Required task:
Quote the data below in full, minus the images.
# START OF Dataset content
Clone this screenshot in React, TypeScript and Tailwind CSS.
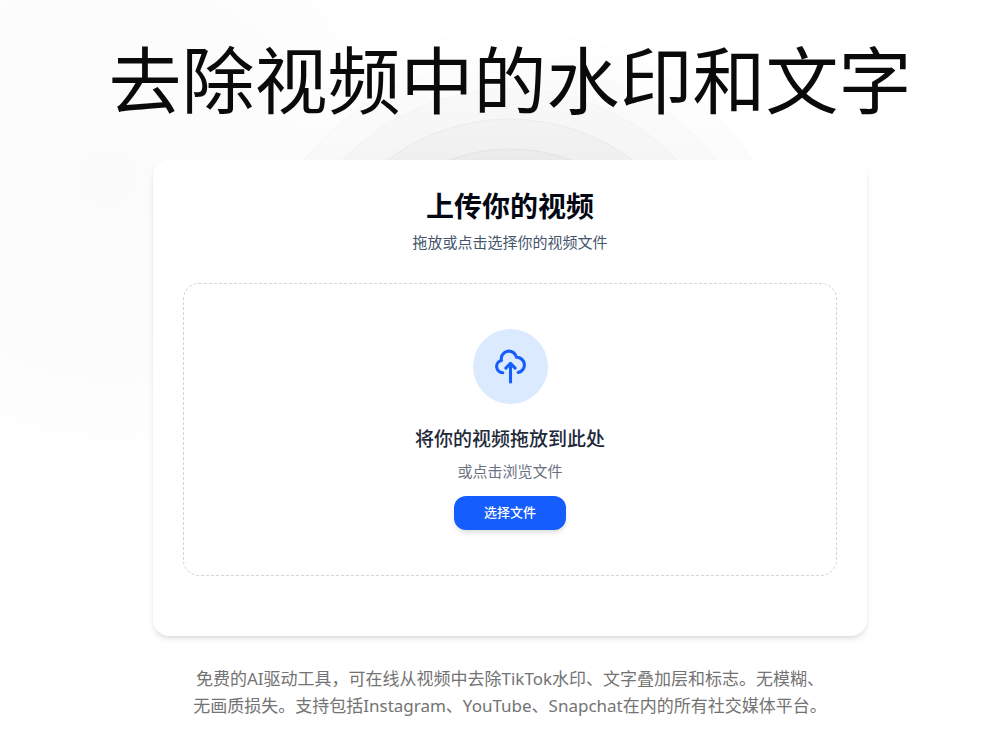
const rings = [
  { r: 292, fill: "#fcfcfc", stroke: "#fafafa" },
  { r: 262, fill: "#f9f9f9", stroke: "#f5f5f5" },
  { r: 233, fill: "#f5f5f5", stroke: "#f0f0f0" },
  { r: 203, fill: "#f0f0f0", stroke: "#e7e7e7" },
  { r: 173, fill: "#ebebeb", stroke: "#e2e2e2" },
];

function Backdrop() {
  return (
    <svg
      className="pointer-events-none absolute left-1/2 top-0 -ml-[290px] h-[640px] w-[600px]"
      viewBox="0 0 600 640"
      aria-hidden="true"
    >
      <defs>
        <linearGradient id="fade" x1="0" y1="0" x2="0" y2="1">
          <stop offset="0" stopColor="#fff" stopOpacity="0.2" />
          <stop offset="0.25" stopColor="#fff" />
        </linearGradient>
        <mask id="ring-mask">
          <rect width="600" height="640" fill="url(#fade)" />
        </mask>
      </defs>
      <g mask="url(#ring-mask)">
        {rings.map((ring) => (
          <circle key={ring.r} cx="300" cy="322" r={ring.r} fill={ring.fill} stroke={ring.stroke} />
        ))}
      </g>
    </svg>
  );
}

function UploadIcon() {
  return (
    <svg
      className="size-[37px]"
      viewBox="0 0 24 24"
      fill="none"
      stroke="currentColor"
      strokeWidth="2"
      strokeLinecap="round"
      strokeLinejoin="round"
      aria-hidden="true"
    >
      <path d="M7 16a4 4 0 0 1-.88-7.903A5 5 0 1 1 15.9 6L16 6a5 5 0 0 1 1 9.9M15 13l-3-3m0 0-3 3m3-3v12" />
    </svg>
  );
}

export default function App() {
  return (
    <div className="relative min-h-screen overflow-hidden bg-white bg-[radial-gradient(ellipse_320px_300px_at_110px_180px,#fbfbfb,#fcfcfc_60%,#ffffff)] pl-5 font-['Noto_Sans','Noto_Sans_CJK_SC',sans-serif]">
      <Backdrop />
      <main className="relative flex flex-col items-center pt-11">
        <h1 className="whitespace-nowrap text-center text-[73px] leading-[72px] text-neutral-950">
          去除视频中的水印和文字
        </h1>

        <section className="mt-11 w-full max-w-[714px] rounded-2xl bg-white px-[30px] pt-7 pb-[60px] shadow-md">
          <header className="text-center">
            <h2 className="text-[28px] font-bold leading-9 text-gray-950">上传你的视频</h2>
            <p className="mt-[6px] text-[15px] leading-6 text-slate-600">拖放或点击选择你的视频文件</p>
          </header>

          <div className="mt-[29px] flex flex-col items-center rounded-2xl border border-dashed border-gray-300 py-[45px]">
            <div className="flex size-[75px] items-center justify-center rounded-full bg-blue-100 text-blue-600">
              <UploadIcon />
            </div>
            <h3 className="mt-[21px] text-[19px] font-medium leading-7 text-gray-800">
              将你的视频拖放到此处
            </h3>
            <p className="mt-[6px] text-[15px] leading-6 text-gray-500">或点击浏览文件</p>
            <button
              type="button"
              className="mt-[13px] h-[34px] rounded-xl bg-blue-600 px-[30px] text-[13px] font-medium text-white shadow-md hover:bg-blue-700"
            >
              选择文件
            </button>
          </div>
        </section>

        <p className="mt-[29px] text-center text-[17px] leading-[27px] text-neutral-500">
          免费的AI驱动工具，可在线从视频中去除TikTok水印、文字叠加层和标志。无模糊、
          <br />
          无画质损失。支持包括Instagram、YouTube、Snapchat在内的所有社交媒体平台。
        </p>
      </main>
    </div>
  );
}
# END OF Dataset content
Task result:
Clone this screenshot in React, TypeScript and Tailwind CSS.
const rings = [
  { r: 292, fill: "#fcfcfc", stroke: "#fafafa" },
  { r: 262, fill: "#f9f9f9", stroke: "#f5f5f5" },
  { r: 233, fill: "#f5f5f5", stroke: "#f0f0f0" },
  { r: 203, fill: "#f0f0f0", stroke: "#e7e7e7" },
  { r: 173, fill: "#ebebeb", stroke: "#e2e2e2" },
];

function Backdrop() {
  return (
    <svg
      className="pointer-events-none absolute left-1/2 top-0 -ml-[290px] h-[640px] w-[600px]"
      viewBox="0 0 600 640"
      aria-hidden="true"
    >
      <defs>
        <linearGradient id="fade" x1="0" y1="0" x2="0" y2="1">
          <stop offset="0" stopColor="#fff" stopOpacity="0.2" />
          <stop offset="0.25" stopColor="#fff" />
        </linearGradient>
        <mask id="ring-mask">
          <rect width="600" height="640" fill="url(#fade)" />
        </mask>
      </defs>
      <g mask="url(#ring-mask)">
        {rings.map((ring) => (
          <circle key={ring.r} cx="300" cy="322" r={ring.r} fill={ring.fill} stroke={ring.stroke} />
        ))}
      </g>
    </svg>
  );
}

function UploadIcon() {
  return (
    <svg
      className="size-[37px]"
      viewBox="0 0 24 24"
      fill="none"
      stroke="currentColor"
      strokeWidth="2"
      strokeLinecap="round"
      strokeLinejoin="round"
      aria-hidden="true"
    >
      <path d="M7 16a4 4 0 0 1-.88-7.903A5 5 0 1 1 15.9 6L16 6a5 5 0 0 1 1 9.9M15 13l-3-3m0 0-3 3m3-3v12" />
    </svg>
  );
}

export default function App() {
  return (
    <div className="relative min-h-screen overflow-hidden bg-white bg-[radial-gradient(ellipse_320px_300px_at_110px_180px,#fbfbfb,#fcfcfc_60%,#ffffff)] pl-5 font-['Noto_Sans','Noto_Sans_CJK_SC',sans-serif]">
      <Backdrop />
      <main className="relative flex flex-col items-center pt-11">
        <h1 className="whitespace-nowrap text-center text-[73px] leading-[72px] text-neutral-950">
          去除视频中的水印和文字
        </h1>

        <section className="mt-11 w-full max-w-[714px] rounded-2xl bg-white px-[30px] pt-7 pb-[60px] shadow-md">
          <header className="text-center">
            <h2 className="text-[28px] font-bold leading-9 text-gray-950">上传你的视频</h2>
            <p className="mt-[6px] text-[15px] leading-6 text-slate-600">拖放或点击选择你的视频文件</p>
          </header>

          <div className="mt-[29px] flex flex-col items-center rounded-2xl border border-dashed border-gray-300 py-[45px]">
            <div className="flex size-[75px] items-center justify-center rounded-full bg-blue-100 text-blue-600">
              <UploadIcon />
            </div>
            <h3 className="mt-[21px] text-[19px] font-medium leading-7 text-gray-800">
              将你的视频拖放到此处
            </h3>
            <p className="mt-[6px] text-[15px] leading-6 text-gray-500">或点击浏览文件</p>
            <button
              type="button"
              className="mt-[13px] h-[34px] rounded-xl bg-blue-600 px-[30px] text-[13px] font-medium text-white shadow-md hover:bg-blue-700"
            >
              选择文件
            </button>
          </div>
        </section>

        <p className="mt-[29px] text-center text-[17px] leading-[27px] text-neutral-500">
          免费的AI驱动工具，可在线从视频中去除TikTok水印、文字叠加层和标志。无模糊、
          <br />
          无画质损失。支持包括Instagram、YouTube、Snapchat在内的所有社交媒体平台。
        </p>
      </main>
    </div>
  );
}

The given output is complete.